Challenging Roadblocks

I often ran into roadblocks throughout my life and professional career that required me to endure unpleasant periods of doubt and uncertainty.  It started in elementary school when lighter-skinned, and socially connected kids were placed in the front of the classrooms. Us lessor students were not given the same amount of attention and encouragement as those students. Over the years, the back of the room students progressed academically towards the front of the class. By the time we graduated, the two students placed in the back of the room were recognized as Valedictorian and Salutatorian., respectively.

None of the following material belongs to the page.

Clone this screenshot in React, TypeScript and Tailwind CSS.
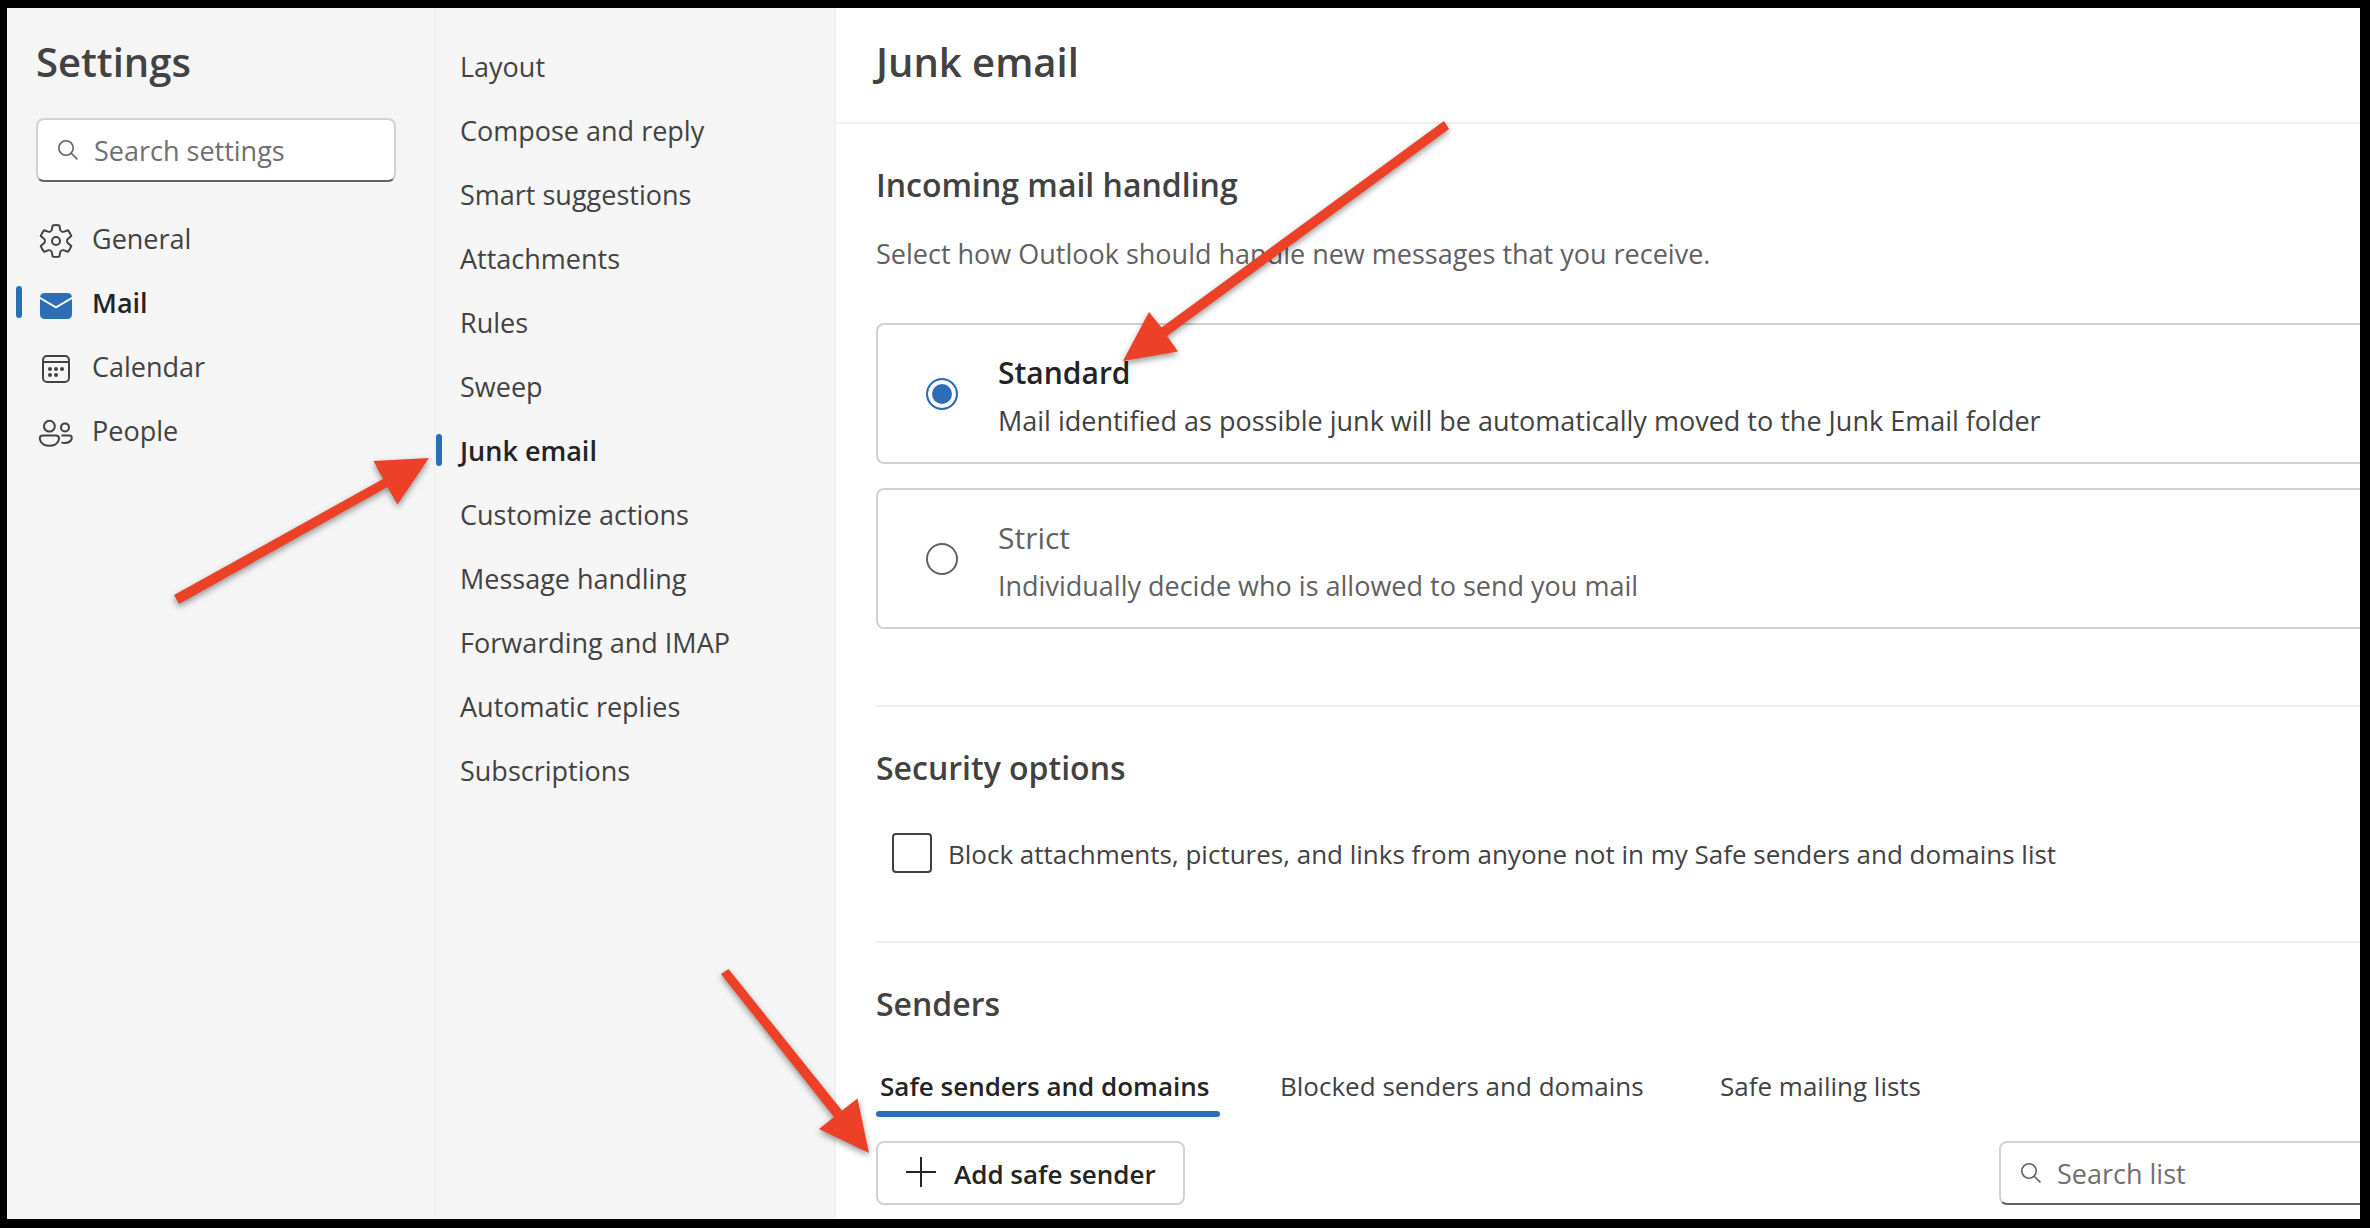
import * as React from 'react'

type NavItem = {
  label: string
  icon: React.ReactNode
}

const GearIcon = () => (
  <svg viewBox="0 0 20 20" className="size-10" fill="currentColor" aria-hidden="true">
    <path d="M1.91 7.38A8.5 8.5 0 0 1 3.7 4.3a.5.5 0 0 1 .54-.13l1.92.68a1 1 0 0 0 1.32-.76l.36-2a.5.5 0 0 1 .4-.4 8.53 8.53 0 0 1 3.55 0c.2.04.35.2.38.4l.37 2a1 1 0 0 0 1.32.76l1.92-.68a.5.5 0 0 1 .54.13 8.5 8.5 0 0 1 1.78 3.08c.06.2 0 .4-.15.54l-1.56 1.32a1 1 0 0 0 0 1.52l1.56 1.32a.5.5 0 0 1 .15.54 8.5 8.5 0 0 1-1.78 3.08.5.5 0 0 1-.54.13l-1.92-.68a1 1 0 0 0-1.32.76l-.37 2a.5.5 0 0 1-.38.4 8.53 8.53 0 0 1-3.56 0 .5.5 0 0 1-.39-.4l-.36-2a1 1 0 0 0-1.32-.76l-1.92.68a.5.5 0 0 1-.54-.13 8.5 8.5 0 0 1-1.78-3.08.5.5 0 0 1 .15-.54l1.56-1.32a1 1 0 0 0 0-1.52L2.06 7.92a.5.5 0 0 1-.15-.54Zm1.06 0 1.3 1.1a2 2 0 0 1 0 3.04l-1.3 1.1c.3.79.72 1.51 1.25 2.16l1.6-.58a2 2 0 0 1 2.63 1.53l.3 1.67a7.56 7.56 0 0 0 2.5 0l.3-1.67a2 2 0 0 1 2.64-1.53l1.6.57a7.5 7.5 0 0 0 1.24-2.15l-1.3-1.1a2 2 0 0 1 0-3.04l1.3-1.1a7.5 7.5 0 0 0-1.25-2.16l-1.6.57a2 2 0 0 1-2.63-1.52l-.3-1.67a7.55 7.55 0 0 0-2.5 0l-.3 1.67a2 2 0 0 1-2.63 1.53l-1.6-.57a7.5 7.5 0 0 0-1.25 2.15ZM7.5 10a2.5 2.5 0 1 1 5 0 2.5 2.5 0 0 1-5 0Zm1 0a1.5 1.5 0 1 0 3 0 1.5 1.5 0 0 0-3 0Z" />
  </svg>
)

const MailIcon = () => (
  <svg viewBox="0 0 20 20" className="size-10" fill="none" aria-hidden="true">
    <rect x="2" y="4" width="16" height="13" rx="2.25" fill="#2c6db8" />
    <path d="M1.5 6.2 10 11.2l8.5-5" stroke="#f5f5f5" />
  </svg>
)

const CalendarIcon = () => (
  <svg viewBox="0 0 20 20" className="size-10" fill="none" stroke="currentColor" aria-hidden="true">
    <rect x="3.5" y="3.5" width="13" height="13" rx="2" />
    <path d="M3.5 6.5h13" />
    <g fill="currentColor" stroke="none">
      <circle cx="7" cy="10" r="1" />
      <circle cx="10" cy="10" r="1" />
      <circle cx="13" cy="10" r="1" />
      <circle cx="7" cy="13" r="1" />
      <circle cx="10" cy="13" r="1" />
    </g>
  </svg>
)

const PeopleIcon = () => (
  <svg viewBox="0 0 20 20" className="size-10" fill="none" stroke="currentColor" aria-hidden="true">
    <circle cx="6.7" cy="6.6" r="2.7" />
    <circle cx="14.5" cy="7.2" r="2" />
    <path d="M3.4 11.2H10c.9 0 1.5.6 1.5 1.4 0 0 0 3.8-4.8 3.8s-4.8-3.8-4.8-3.8c0-.8.6-1.4 1.5-1.4Z" />
    <path d="M12.7 11.2h3.9c.8 0 1.3.5 1.3 1.2 0 0 0 2.6-3.4 2.6-.7 0-1.3-.1-1.8-.3" />
  </svg>
)

const SearchIcon = () => (
  <svg viewBox="0 0 20 20" className="size-5 shrink-0" fill="none" stroke="#616161" strokeWidth="1.6" aria-hidden="true">
    <circle cx="8" cy="8" r="7.2" />
    <path d="m13 13 6.4 6.4" />
  </svg>
)

const sections: NavItem[] = [
  { label: 'General', icon: <GearIcon /> },
  { label: 'Mail', icon: <MailIcon /> },
  { label: 'Calendar', icon: <CalendarIcon /> },
  { label: 'People', icon: <PeopleIcon /> },
]

const mailPages = [
  'Layout',
  'Compose and reply',
  'Smart suggestions',
  'Attachments',
  'Rules',
  'Sweep',
  'Junk email',
  'Customize actions',
  'Message handling',
  'Forwarding and IMAP',
  'Automatic replies',
  'Subscriptions',
]

const modes = [
  {
    id: 'standard',
    title: 'Standard',
    text: 'Mail identified as possible junk will be automatically moved to the Junk Email folder',
  },
  {
    id: 'strict',
    title: 'Strict',
    text: 'Individually decide who is allowed to send you mail',
  },
]

const tabs = [
  { label: 'Safe senders and domains', width: 'w-[344px]' },
  { label: 'Blocked senders and domains', width: 'w-[384px]' },
  { label: 'Safe mailing lists', width: 'w-[220px]' },
]

// Red callouts drawn over the page
const arrows = [
  '174,595 383,479 373.5,461 429,458 397.5,504.5 387.5,487 179,604',
  '1444,121 1161.5,327.5 1149,312 1123,361 1178,351.5 1167,336 1449,129',
  '721,974 834,1117 819,1129 869,1153 857.5,1098.5 842,1110.5 728.5,969',
]

export default function App() {
  const [section, setSection] = React.useState('Mail')
  const [page, setPage] = React.useState('Junk email')
  const [mode, setMode] = React.useState('standard')
  const [tab, setTab] = React.useState(tabs[0].label)

  return (
    <div className="relative flex min-h-screen overflow-hidden border-t-8 border-r-[10px] border-b-[9px] border-l-[7px] border-black bg-white font-['Open_Sans',sans-serif] text-[27px] leading-10 text-[#424242]">
      <aside className="w-[429px] shrink-0 border-r-2 border-[#f0f0f0] bg-[#f5f5f5] pt-[26px]">
        <h1 className="pl-[29px] text-[40px] leading-14 font-semibold">Settings</h1>
        <label className="mt-7 mr-[38px] ml-[29px] flex h-16 items-center gap-4 rounded-lg border-2 border-[#d1d1d1] border-b-[#616161] bg-white px-5">
          <SearchIcon />
          <input
            type="text"
            aria-label="Search settings"
            placeholder="Search settings"
            className="w-full min-w-0 bg-transparent pt-0.5 outline-none placeholder:text-[#707070]"
          />
        </label>
        <nav className="mt-6">
          {sections.map((item) => (
            <button
              key={item.label}
              onClick={() => setSection(item.label)}
              className={
                item.label === section
                  ? 'flex h-16 w-full items-center pl-[9px] font-semibold text-[#242424]'
                  : 'flex h-16 w-full items-center pl-[9px]'
              }
            >
              <span className={item.label === section ? 'h-8 w-1.5 rounded-full bg-[#2c6db8]' : 'h-8 w-1.5'} />
              <span className="mr-4 ml-3.5 pt-1.5">{item.icon}</span>
              <span className="pt-0.5">{item.label}</span>
            </button>
          ))}
        </nav>
      </aside>

      <nav className="w-[400px] shrink-0 border-r-2 border-[#f0f0f0] bg-[#f5f5f5] pt-[26px]">
        {mailPages.map((label) => (
          <button
            key={label}
            onClick={() => setPage(label)}
            className={
              label === page
                ? 'flex h-16 w-full items-center gap-[18px] font-semibold text-[#242424]'
                : 'flex h-16 w-full items-center gap-[18px]'
            }
          >
            <span className={label === page ? 'h-8 w-1.5 rounded-full bg-[#2c6db8]' : 'h-8 w-1.5'} />
            <span className="pt-0.5">{label}</span>
          </button>
        ))}
      </nav>

      <main className="min-w-0 flex-1">
        <header className="border-b-2 border-[#f0f0f0] pt-[26px] pb-8 pl-10">
          <h2 className="text-[40px] leading-14 font-semibold">Junk email</h2>
        </header>

        <div className="pl-10">
          <section className="border-b-2 border-[#f0f0f0] pt-[41px] pb-[76px]">
            <h3 className="text-[32px] leading-10 font-semibold">Incoming mail handling</h3>
            <p className="mt-[29px] text-[#616161]">Select how Outlook should handle new messages that you receive.</p>
            <div className="mt-[49px] space-y-6">
              {modes.map((m) => (
                <label
                  key={m.id}
                  className="flex items-center gap-10 rounded-l-lg border-2 border-r-0 border-[#d1d1d1] pl-12"
                >
                  <input
                    type="radio"
                    name="mode"
                    checked={mode === m.id}
                    onChange={() => setMode(m.id)}
                    className="size-8 shrink-0 appearance-none rounded-full border-2 border-[#616161] checked:border-[#2c6db8] checked:bg-[#2c6db8] checked:shadow-[inset_0_0_0_4px_white]"
                  />
                  <span className="flex flex-col gap-2 pt-7 pb-[21px]">
                    <span
                      className={
                        mode === m.id ? 'text-[30px] font-semibold text-[#242424]' : 'text-[30px] text-[#616161]'
                      }
                    >
                      {m.title}
                    </span>
                    <span className={mode === m.id ? '' : 'text-[#616161]'}>{m.text}</span>
                  </span>
                </label>
              ))}
            </div>
          </section>

          <section className="border-b-2 border-[#f0f0f0] pt-[41px] pb-[67px]">
            <h3 className="text-[32px] leading-10 font-semibold">Security options</h3>
            <label className="mt-11 flex items-center gap-4 pl-4 text-[26px]">
              <input
                type="checkbox"
                className="size-10 shrink-0 appearance-none rounded border-2 border-[#424242] checked:bg-[#2c6db8]"
              />
              <span className="pt-0.5">
                Block attachments, pictures, and links from anyone not in my Safe senders and domains list
              </span>
            </label>
          </section>

          <section className="pt-[41px] pb-3.5">
            <h3 className="text-[32px] leading-10 font-semibold">Senders</h3>
            <div role="tablist" className="mt-[42px] flex gap-14 text-[26px]">
              {tabs.map((t) => (
                <button key={t.label} role="tab" aria-selected={tab === t.label} onClick={() => setTab(t.label)} className={t.width}>
                  <span
                    className={
                      tab === t.label
                        ? 'block pb-[5px] pl-1 text-left font-semibold whitespace-nowrap text-[#242424]'
                        : 'block pb-[5px] pl-1 text-left whitespace-nowrap'
                    }
                  >
                    {t.label}
                  </span>
                  <span className={tab === t.label ? 'block h-1.5 rounded-full bg-[#2c6db8]' : 'block h-1.5'} />
                </button>
              ))}
            </div>
            <div className="mt-6 flex justify-between">
              <button className="flex h-16 w-[309px] items-center gap-4 rounded-lg border-2 border-[#d1d1d1] pl-7 text-[26px] font-semibold whitespace-nowrap text-[#242424]">
                <svg viewBox="0 0 32 32" className="size-8 shrink-0" fill="none" stroke="currentColor" strokeWidth="2" aria-hidden="true">
                  <path d="M15 0v30M0 15h30" />
                </svg>
                <span className="pt-0.5">Add safe sender</span>
              </button>
              <label className="flex h-16 w-[361px] items-center gap-4 rounded-l-lg border-2 border-r-0 border-[#d1d1d1] border-b-[#616161] pl-5">
                <SearchIcon />
                <input
                  type="text"
                  aria-label="Search list"
                  placeholder="Search list"
                  className="w-full min-w-0 bg-transparent pt-0.5 outline-none placeholder:text-[#707070]"
                />
              </label>
            </div>
          </section>
        </div>
      </main>

      <svg
        viewBox="7 8 2353 1211"
        width="2353"
        height="1211"
        className="pointer-events-none absolute top-0 left-0 max-w-none drop-shadow-[0_3px_3px_rgba(0,0,0,0.4)]"
        fill="#ec4027"
        aria-hidden="true"
      >
        {arrows.map((points) => (
          <polygon key={points} points={points} />
        ))}
      </svg>
    </div>
  )
}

Both of us lived in the Long & Lowe Public Housing Project in Sheffield, AL.

Mary Mullins, the Valedictorian, graduated from Alabama A&M College and had an outstanding teaching career. I was Salutatorian, and I gained an Architectural Engineering degree from Prairie View A&M College and had an exciting career in the aerospace, manufacturing, and finance industries. My high school senior advisor advised me to “Not go to anybody’s college!” but when I received my engineering degree, said, “I knew he would do it!”

Overcoming negative circumstances became a very normal part of my life. My first job out of college was as a Grounds Systems Engineer for The Boeing Company where in Bay St. Louis, MS. I got to help perform the static test firing of the first stage of the S1C (Moon) Rocket. As the first Black engineer there, you can imagine the challenges, but I quickly learned how to impact the operation, especially from the crafts workers positively. In fact, during my first year, I received a seventeen percent raise, and my boss’s boss apologized for not giving me a better raise.

I was chosen to be a member of the fast-track employees in the first three companies that I worked for after college.  My talent and willingness to endure the negative naysayers, (they tried to downplay my contributions.) enabled me to succeed.  For example, at McDonnell Douglas Aerospace in St. Louis, MO, I received a ten percent raise when the Nixon Administration dictated that government contractors could only average five percent raises. A fellow worker became very upset with me when I resigned from the company right after receiving the raise saying, “Someone else could have gotten the ten percent raise!” I responded that someone else should have earned that ten percent raise!

The most challenging things that I have had to endure have been in my personal life, but it has resulted in both of my kids becoming exemplary students, having exemplary careers, and raising exemplary grandkids!

It pays to build strong endurance wherewith-all!

 
 


William Leroy Kennedy

Beyond his career as an engineer, diversity and training manager, and financial advisor, he asserts, “Getting to teach others about how to become more financially astute has been one of the most rewarding parts of my career.”

While doing all of the above, Mr. Kennedy managed to help raise his daughter and son, six years apart, to become outstanding students with a true sense of community. They graduated from UNC Chapel Hill/Harvard Law School and  Stanford/Harvard Business School, respectively.

Many hours were spent working with church, civil rights, and community organizations in an effort to help produce progress. Motivating youth to be all that they can be is a constant goal of Mr. Kennedy.

He is very high on using khanacademy.org as an educational tool that can help all, regardless of age or learning disability, succeed in life. “Every adult and child should visit the site” is his motto.